Chairperson of National Communications Commission of the Executive Yuan
- In office 22 February 2006 – 31 July 2008
- Deputy: Howard S.H. Shyr, Liou Tzong-der
- Preceded by: Position established
- Succeeded by: Bonnie Peng

Vice Chairperson of Fair Trade Commission of the Republic of China
- In office 1996–1998
- Chairperson: Chao Yang-ching

Personal details
- Born: 28 March 1951 (age 75) Yilan County, Taiwan
- Party: Kuomintang
- Relations: Su Chi (brother)
- Education: National Taiwan University (LLB) LMU Munich (LLD)

= Su Yeong-chin =

Politician from Taiwan

Su Yeong-chin (蘇永欽 (苏永钦, Sū Yǒngqīn)) is a Taiwanese jurist and judge. He served as the Vice President of the Judicial Yuan from 13 October 2010 to 30 September 2016.

==Education==
Su graduated from National Taiwan University with a Bachelor of Laws (LL.B.) in 1972, then completed doctoral studies in Germany, where he earned his Doctor of Laws (LL.D.) from LMU Munich in 1981 with a specialization in commercial law.
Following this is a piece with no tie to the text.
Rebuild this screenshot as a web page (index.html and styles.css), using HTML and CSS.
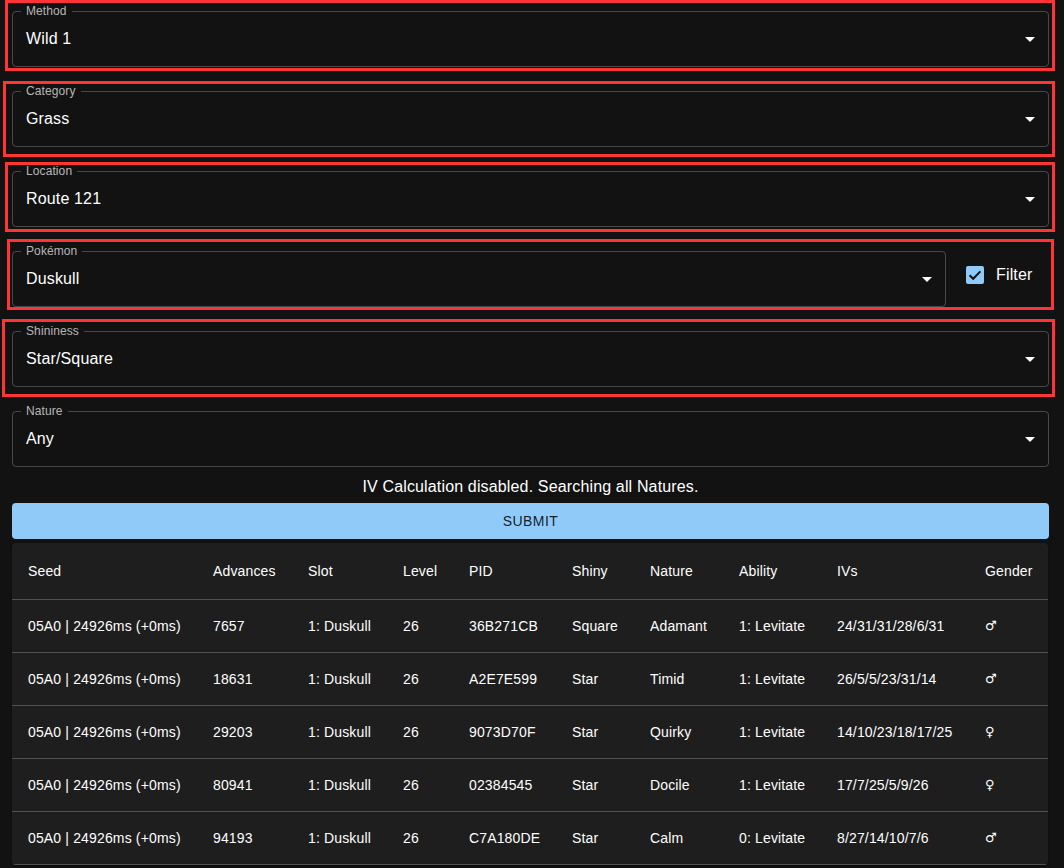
FILE: index.html
```html
<!DOCTYPE html>
<html lang="en">
<head>
<meta charset="utf-8">
<title>Wild Search</title>
<link rel="stylesheet" href="styles.css">
</head>
<body>
<main class="page">
  <div class="hl hl-1">
    <fieldset class="field">
      <legend>Method</legend>
      <div class="value">Wild 1</div>
      <svg class="arrow" viewBox="0 0 24 24"><path d="M7 10l5 5 5-5z"/></svg>
    </fieldset>
  </div>
  <div class="hl hl-2">
    <fieldset class="field">
      <legend>Category</legend>
      <div class="value">Grass</div>
      <svg class="arrow" viewBox="0 0 24 24"><path d="M7 10l5 5 5-5z"/></svg>
    </fieldset>
  </div>
  <div class="hl hl-3">
    <fieldset class="field">
      <legend>Location</legend>
      <div class="value">Route 121</div>
      <svg class="arrow" viewBox="0 0 24 24"><path d="M7 10l5 5 5-5z"/></svg>
    </fieldset>
  </div>
  <div class="hl hl-4">
    <div class="row">
      <fieldset class="field field-narrow">
        <legend>Pokémon</legend>
        <div class="value">Duskull</div>
        <svg class="arrow" viewBox="0 0 24 24"><path d="M7 10l5 5 5-5z"/></svg>
      </fieldset>
      <label class="check">
        <svg class="box" viewBox="0 0 18 18"><rect x="0" y="0" width="18" height="18" rx="2" fill="#90caf9"/><path d="M3.6 9.2l3.6 3.6 7.2-7.4" fill="none" stroke="#121212" stroke-width="2"/></svg>
        <span>Filter</span>
      </label>
    </div>
  </div>
  <div class="hl hl-5">
    <fieldset class="field">
      <legend>Shininess</legend>
      <div class="value">Star/Square</div>
      <svg class="arrow" viewBox="0 0 24 24"><path d="M7 10l5 5 5-5z"/></svg>
    </fieldset>
  </div>
  <fieldset class="field nature">
    <legend>Nature</legend>
    <div class="value">Any</div>
    <svg class="arrow" viewBox="0 0 24 24"><path d="M7 10l5 5 5-5z"/></svg>
  </fieldset>
  <p class="info">IV Calculation disabled. Searching all Natures.</p>
  <button class="submit">Submit</button>
  <div class="paper">
    <table class="results">
      <colgroup>
        <col class="c-seed"><col class="c-adv"><col class="c-slot"><col class="c-level"><col class="c-pid">
        <col class="c-shiny"><col class="c-nature"><col class="c-ability"><col class="c-ivs"><col class="c-gender">
      </colgroup>
      <thead>
        <tr><th>Seed</th><th>Advances</th><th>Slot</th><th>Level</th><th>PID</th><th>Shiny</th><th>Nature</th><th>Ability</th><th>IVs</th><th>Gender</th></tr>
      </thead>
      <tbody>
        <tr><td>05A0 | 24926ms (+0ms)</td><td>7657</td><td>1: Duskull</td><td>26</td><td>36B271CB</td><td>Square</td><td>Adamant</td><td>1: Levitate</td><td>24/31/31/28/6/31</td><td class="g">♂</td></tr>
        <tr><td>05A0 | 24926ms (+0ms)</td><td>18631</td><td>1: Duskull</td><td>26</td><td>A2E7E599</td><td>Star</td><td>Timid</td><td>1: Levitate</td><td>26/5/5/23/31/14</td><td class="g">♂</td></tr>
        <tr><td>05A0 | 24926ms (+0ms)</td><td>29203</td><td>1: Duskull</td><td>26</td><td>9073D70F</td><td>Star</td><td>Quirky</td><td>1: Levitate</td><td>14/10/23/18/17/25</td><td class="g">♀</td></tr>
        <tr><td>05A0 | 24926ms (+0ms)</td><td>80941</td><td>1: Duskull</td><td>26</td><td>02384545</td><td>Star</td><td>Docile</td><td>1: Levitate</td><td>17/7/25/5/9/26</td><td class="g">♀</td></tr>
        <tr><td>05A0 | 24926ms (+0ms)</td><td>94193</td><td>1: Duskull</td><td>26</td><td>C7A180DE</td><td>Star</td><td>Calm</td><td>0: Levitate</td><td>8/27/14/10/7/6</td><td class="g">♂</td></tr>
      </tbody>
    </table>
  </div>
</main>
</body>
</html>
```

FILE: styles.css
```css
* { box-sizing: border-box; }
html, body { margin: 0; padding: 0; background: #121212; }
body {
  color: #fff;
  font-family: "Liberation Sans", Arial, "DejaVu Sans", sans-serif;
  letter-spacing: 0.15px;
  overflow: hidden;
  height: 868px;
}
.page {
  width: 1064px;
  padding: 0 15px 0 12px;
}

/* red highlight boxes */
.hl {
  border: 3px solid #ff3434;
  margin-left: -7px;
  margin-right: -6px;
  padding-left: 4px;
  padding-right: 3px;
}
.hl-1 { padding-top: 2px; padding-bottom: 1px; }
.hl-2 { margin-top: 10px; padding-top: 1px; padding-bottom: 7px; margin-left: -9px; padding-left: 6px; }
.hl-3 { margin-top: 5px; padding-top: 0; padding-bottom: 2px; }
.hl-4 { margin-top: 7px; padding-top: 3px; padding-bottom: 0; margin-left: -5px; padding-left: 2px; margin-right: -5px; padding-right: 2px; }
.hl-5 { margin-top: 9px; padding-top: 3px; padding-bottom: 7px; margin-left: -10px; padding-left: 7px; }

/* outlined select */
.field {
  display: flex;
  align-items: center;
  height: 62px;
  margin: 0;
  padding: 0 6px 6px 13px;
  border: 1px solid rgba(255, 255, 255, 0.23);
  border-radius: 4px;
  min-width: 0;
}
.field legend {
  font-size: 12px;
  line-height: 12px;
  letter-spacing: 0.1px;
  color: rgba(255, 255, 255, 0.7);
  padding: 0 5px;
  margin-left: -5px;
}
.value {
  flex: 1;
  font-size: 16px;
  line-height: 23px;
  color: #fff;
}
.arrow {
  width: 24px;
  height: 24px;
  fill: #fff;
  flex: none;
  margin-top: 1px;
}
.nature { margin-top: 8px; }

.row {
  display: flex;
  align-items: center;
}
.field-narrow { width: 934px; flex: none; }
.check {
  display: flex;
  align-items: center;
  margin-left: 20px;
  margin-top: -2px;
  font-size: 16px;
}
.check .box { width: 18px; height: 18px; }
.check span { margin-left: 12px; }

.info {
  margin: 8px 0 4px;
  text-align: center;
  font-size: 16px;
  line-height: 24px;
}
.submit {
  display: block;
  width: 100%;
  height: 36px;
  border: 0;
  border-radius: 4px;
  background: #90caf9;
  color: rgba(0, 0, 0, 0.87);
  font-family: inherit;
  font-size: 14px;
  letter-spacing: 0.4px;
  text-transform: uppercase;
  padding: 0;
}

.paper {
  margin-top: 4px;
  width: 1036px;
  background: #1e1e1e;
  border-radius: 4px;
  overflow: hidden;
  box-shadow: 0 2px 1px -1px rgba(0,0,0,.2), 0 1px 1px rgba(0,0,0,.14), 0 1px 3px rgba(0,0,0,.12);
}
.results {
  width: 1036px;
  table-layout: fixed;
  border-collapse: collapse;
  font-size: 14px;
}
.results th, .results td {
  text-align: left;
  padding: 0 16px;
  border-bottom: 1px solid #515151;
  white-space: nowrap;
  color: #fff;
  font-weight: normal;
}
.results th { height: 56px; }
.results td { height: 53px; }
.results td.g { font-family: "DejaVu Sans", sans-serif; font-size: 13px; }
.c-seed { width: 185px; }
.c-adv { width: 95px; }
.c-slot { width: 95px; }
.c-level { width: 66px; }
.c-pid { width: 103px; }
.c-shiny { width: 78px; }
.c-nature { width: 89px; }
.c-ability { width: 98px; }
.c-ivs { width: 148px; }
.c-gender { width: 79px; }
```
His doctoral dissertation was titled, "Möglichkeiten und Grenzen gesetzgeberischer Maßnahmen zu Problemen der Marktwirtschaft in Nationalchina: mit Idealtypenbildung anhand von rechtsvergleichenden Untersuchungen".

==Early career==
Su was an associate professor in 1981-1988 and professor in 1988–2010 at National Chengchi University (NCCU). He had also been the dean of the college of law of NCCU in 1996–1997.

==Personal life==
Su Yeong-chin is the younger brother of Su Chi.